Cosplay lets you physically enter the mask narrative. When you wear the face of a character you love, you aren’t just imitating—you’re exploring. Donning a mask can free you from the limitations of your everyday identity. It can unlock confidence, playfulness, or a willingness to be seen that might otherwise stay buried.

The cosplay community worldwide treats masks as honorifics. To craft a detailed Kaneki mask or a perfect Anbu porcelain face is to understand the character on a hands-on level. You learn through making: every crack and paint layer tells you something about who this person was beneath the exterior. Masks in fan spaces become bridges between you and the narrative, turning passive viewing into active embodiment.

Visual Storytelling Without Words

Animation relies on the face to convey emotion, so obscuring it is a radical choice. A masked character forces the animator to communicate through posture, gesture, camera angle, and lighting. This limitation often yields some of the most expressive sequences in anime. A tilted mask that reveals one tearful eye, a hand trembling as it reaches to remove a helmet—these moments hit with the force of a monologue without a single spoken word.

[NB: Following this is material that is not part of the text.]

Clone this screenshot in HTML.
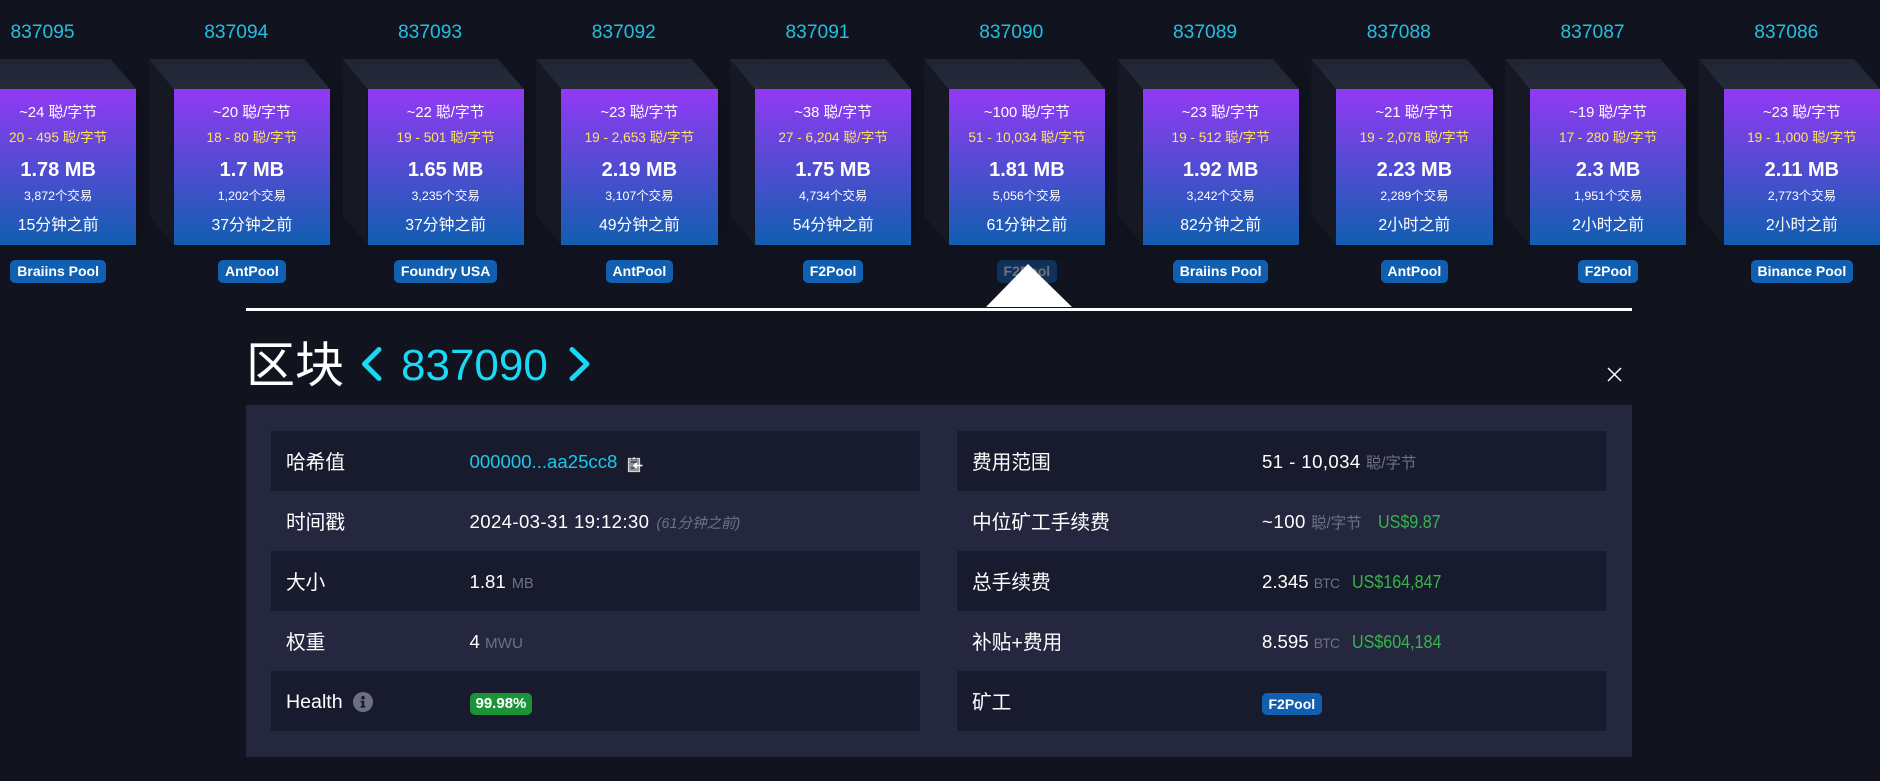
<!DOCTYPE html>
<html lang="zh-CN">
<head>
<meta charset="utf-8">
<title>区块 837090</title>
<style>
*{box-sizing:border-box}
html,body{margin:0;padding:0;width:1880px;height:781px;overflow:hidden;background:#11131f;color:#fff;font-family:"Liberation Sans","Noto Sans CJK SC",sans-serif}
.abs{position:absolute}
.b{position:absolute;top:89px;width:156.25px;height:156.25px;background:linear-gradient(#9339f4,#105fb0);box-shadow:0 0 15px rgba(0,0,0,.3)}
.b .n{position:absolute;left:-15.6px;top:-71px;width:156.25px;text-align:center;font-size:19.2px;line-height:26px;padding-top:2px;height:28px;color:#22c0df}
.b .top{position:absolute;left:-25px;top:-30px;width:181.25px;height:30px;background:linear-gradient(#202535,#262b3c);clip-path:polygon(0 0,155.5px 0,100% 100%,25px 100%)}
.b .left{position:absolute;left:-25px;top:-30px;width:25px;height:186.25px;background:#161924;clip-path:polygon(0 0,100% 30px,100% 100%,0 156px)}
.b div.l{position:absolute;left:-10px;right:-10px;text-align:center;white-space:nowrap;height:20px;line-height:20px}
.fee{top:13.5px;font-size:14.8px}
.rng{top:39px;font-size:13.6px;color:#ffe45c}
.sz{top:71px;font-size:20px;font-weight:700}
.tx{top:97px;font-size:12.4px}
.tm{top:127px;font-size:15.8px}
.p{position:absolute;left:0;width:156.25px;top:171px;text-align:center}
.p span,.badge{display:inline-block;height:23px;line-height:23px;padding:0 7px;border-radius:5px;background:#105fb0;color:#fff;font-size:14px;font-weight:700;white-space:nowrap}
#panel{position:absolute;left:245.5px;top:405px;width:1386.5px;height:351.5px;background:#24273e}
.row{position:absolute;width:649px;height:60px;left:0}
.row.d{background:#181b2d}
.row .k{position:absolute;left:15px;top:2px;line-height:60px;font-size:19.7px;white-space:nowrap}
.row .v{position:absolute;top:1px;line-height:60px;font-size:18.6px;white-space:nowrap}
.u{color:#6e7084;font-size:15.4px}
.e{color:#6e7084;font-size:14px;letter-spacing:-.8px}
.g{display:inline-block;color:#36b44c;margin-left:8px;transform:scaleX(.865);transform-origin:0 50%}
.c1 .v{left:198.5px}
.c2 .v{left:305px}
.row .v.bd{top:22px;line-height:0}
.bd .badge{display:block;height:22px;line-height:22px;padding:0 6.5px}
</style>
</head>
<body>

<div class="b" style="left:-20px"><div class="left"></div><div class="top"></div><div class="n">837095</div>
<div class="l fee">~24 聪/字节</div><div class="l rng">20 - 495 聪/字节</div><div class="l sz">1.78 MB</div><div class="l tx">3,872个交易</div><div class="l tm">15分钟之前</div><div class="p"><span>Braiins Pool</span></div></div>

<div class="b" style="left:173.75px"><div class="left"></div><div class="top"></div><div class="n">837094</div>
<div class="l fee">~20 聪/字节</div><div class="l rng">18 - 80 聪/字节</div><div class="l sz">1.7 MB</div><div class="l tx">1,202个交易</div><div class="l tm">37分钟之前</div><div class="p"><span>AntPool</span></div></div>

<div class="b" style="left:367.5px"><div class="left"></div><div class="top"></div><div class="n">837093</div>
<div class="l fee">~22 聪/字节</div><div class="l rng">19 - 501 聪/字节</div><div class="l sz">1.65 MB</div><div class="l tx">3,235个交易</div><div class="l tm">37分钟之前</div><div class="p"><span>Foundry USA</span></div></div>

<div class="b" style="left:561.25px"><div class="left"></div><div class="top"></div><div class="n">837092</div>
<div class="l fee">~23 聪/字节</div><div class="l rng">19 - 2,653 聪/字节</div><div class="l sz">2.19 MB</div><div class="l tx">3,107个交易</div><div class="l tm">49分钟之前</div><div class="p"><span>AntPool</span></div></div>

<div class="b" style="left:755px"><div class="left"></div><div class="top"></div><div class="n">837091</div>
<div class="l fee">~38 聪/字节</div><div class="l rng">27 - 6,204 聪/字节</div><div class="l sz">1.75 MB</div><div class="l tx">4,734个交易</div><div class="l tm">54分钟之前</div><div class="p"><span>F2Pool</span></div></div>

<div class="b" style="left:948.75px"><div class="left"></div><div class="top"></div><div class="n">837090</div>
<div class="l fee">~100 聪/字节</div><div class="l rng">51 - 10,034 聪/字节</div><div class="l sz">1.81 MB</div><div class="l tx">5,056个交易</div><div class="l tm">61分钟之前</div><div class="p"><span style="opacity:.4">F2Pool</span></div></div>

<div class="b" style="left:1142.5px"><div class="left"></div><div class="top"></div><div class="n">837089</div>
<div class="l fee">~23 聪/字节</div><div class="l rng">19 - 512 聪/字节</div><div class="l sz">1.92 MB</div><div class="l tx">3,242个交易</div><div class="l tm">82分钟之前</div><div class="p"><span>Braiins Pool</span></div></div>

<div class="b" style="left:1336.25px"><div class="left"></div><div class="top"></div><div class="n">837088</div>
<div class="l fee">~21 聪/字节</div><div class="l rng">19 - 2,078 聪/字节</div><div class="l sz">2.23 MB</div><div class="l tx">2,289个交易</div><div class="l tm">2小时之前</div><div class="p"><span>AntPool</span></div></div>

<div class="b" style="left:1530px"><div class="left"></div><div class="top"></div><div class="n">837087</div>
<div class="l fee">~19 聪/字节</div><div class="l rng">17 - 280 聪/字节</div><div class="l sz">2.3 MB</div><div class="l tx">1,951个交易</div><div class="l tm">2小时之前</div><div class="p"><span>F2Pool</span></div></div>

<div class="b" style="left:1723.75px"><div class="left"></div><div class="top"></div><div class="n">837086</div>
<div class="l fee">~23 聪/字节</div><div class="l rng">19 - 1,000 聪/字节</div><div class="l sz">2.11 MB</div><div class="l tx">2,773个交易</div><div class="l tm">2小时之前</div><div class="p"><span>Binance Pool</span></div></div>

<!-- arrow + divider -->
<svg class="abs" style="left:980px;top:260px" width="100" height="48" viewBox="0 0 100 48"><polygon points="48,4 92,47 6,47" fill="#fff"/></svg>
<div class="abs" style="left:245.5px;top:308px;width:1386.5px;height:3px;background:#fff"></div>

<!-- title -->
<div class="abs" style="left:246px;top:336px;font-size:49px;line-height:60px;white-space:nowrap">区块</div>
<svg class="abs" style="left:359px;top:345px" width="26" height="38" viewBox="0 0 26 38"><path d="M20 4.5 L5.5 19 L20 33.5" fill="none" stroke="#1bd8f4" stroke-width="5" stroke-linecap="round" stroke-linejoin="round"/></svg>
<div class="abs" style="left:401px;top:336px;font-size:44px;line-height:60px;color:#1bd8f4;white-space:nowrap">837090</div>
<svg class="abs" style="left:567px;top:345px" width="26" height="38" viewBox="0 0 26 38"><path d="M5 4.5 L20 19 L5 33.5" fill="none" stroke="#1bd8f4" stroke-width="5" stroke-linecap="round" stroke-linejoin="round"/></svg>
<svg class="abs" style="left:1606px;top:366px" width="17" height="17" viewBox="0 0 17 17"><path d="M2 2 L15 15 M15 2 L2 15" stroke="#fff" stroke-width="1.5" fill="none"/></svg>

<!-- panel -->
<div id="panel">
  <div class="row d c1" style="left:25.5px;top:26px"><div class="k">哈希值</div><div class="v" style="color:#1bc8e8">000000...aa25cc8</div>
    <svg class="abs" style="left:356px;top:24px" width="16" height="18" viewBox="0 0 16 18"><path d="M1.5 3.5h11v13h-11z" fill="#8f8f96" stroke="#d4d4d8" stroke-width="1.2"/><path d="M4.5 4.5V2.8h1.4a1.3 1.3 0 0 1 2.4 0h1.4v1.7z" fill="#e4e4e8" stroke="#181b2d" stroke-width=".5"/><path d="M4 7h6M4 13h3" stroke="#2a2c38" stroke-width="1.2"/><path d="M15.5 10.5H7M10 8l-3 2.5 3 2.5" stroke="#fff" stroke-width="1.6" fill="none"/></svg>
  </div>
  <div class="row c1" style="left:25.5px;top:86px"><div class="k">时间戳</div><div class="v"><span style="letter-spacing:.38px">2024-03-31 19:12:30</span> <i style="color:#6e7084;font-size:14.5px;margin-left:2px">(61分钟之前)</i></div></div>
  <div class="row d c1" style="left:25.5px;top:146px"><div class="k">大小</div><div class="v">1.81 <span class="u" style="font-size:14.5px;margin-left:1px">MB</span></div></div>
  <div class="row c1" style="left:25.5px;top:206px"><div class="k">权重</div><div class="v">4 <span class="u" style="font-size:15.2px">MWU</span></div></div>
  <div class="row d c1" style="left:25.5px;top:266px"><div class="k" style="font-size:19.6px;top:1px">Health</div>
    <svg class="abs" style="left:82px;top:21px" width="20" height="20" viewBox="0 0 20 20"><circle cx="10" cy="10" r="10" fill="#6c6f80"/><circle cx="10" cy="5.7" r="1.8" fill="#181b2d"/><path d="M7.6 8.7h3.6v5.2h1.2v1.7H7.6v-1.7h1.2v-3.5H7.6z" fill="#181b2d"/></svg>
    <div class="v bd"><span class="badge" style="background:#1a9436;padding:0 6px;font-size:15px">99.98%</span></div>
  </div>

  <div class="row d c2" style="left:711.5px;top:26px"><div class="k">费用范围</div><div class="v"><span style="letter-spacing:.42px">51 - 10,034</span> <span class="u">聪/字节</span></div></div>
  <div class="row c2" style="left:711.5px;top:86px"><div class="k">中位矿工手续费</div><div class="v"><span style="letter-spacing:.5px">~100</span> <span class="u">聪/字节</span> <span class="g" style="margin-left:11px">US$9.87</span></div></div>
  <div class="row d c2" style="left:711.5px;top:146px"><div class="k">总手续费</div><div class="v">2.345 <span class="e">BTC</span> <span class="g">US$164,847</span></div></div>
  <div class="row c2" style="left:711.5px;top:206px"><div class="k">补贴+费用</div><div class="v">8.595 <span class="e">BTC</span> <span class="g">US$604,184</span></div></div>
  <div class="row d c2" style="left:711.5px;top:266px"><div class="k">矿工</div><div class="v bd"><span class="badge">F2Pool</span></div></div>
</div>

</body>
</html>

Masks demand that you pay attention differently. They make you an active participant in deciphering meaning. In an age of constant information, that invitation to look closer is one of anime’s most powerful gifts. Whether a mask signifies a secret, a shield, a duty, or a curse, it asks you to consider what you hide and what you would reveal if you could choose your own face. And that question, posed again and again across genres and decades, explains why so many anime characters wear masks—and why you keep watching them.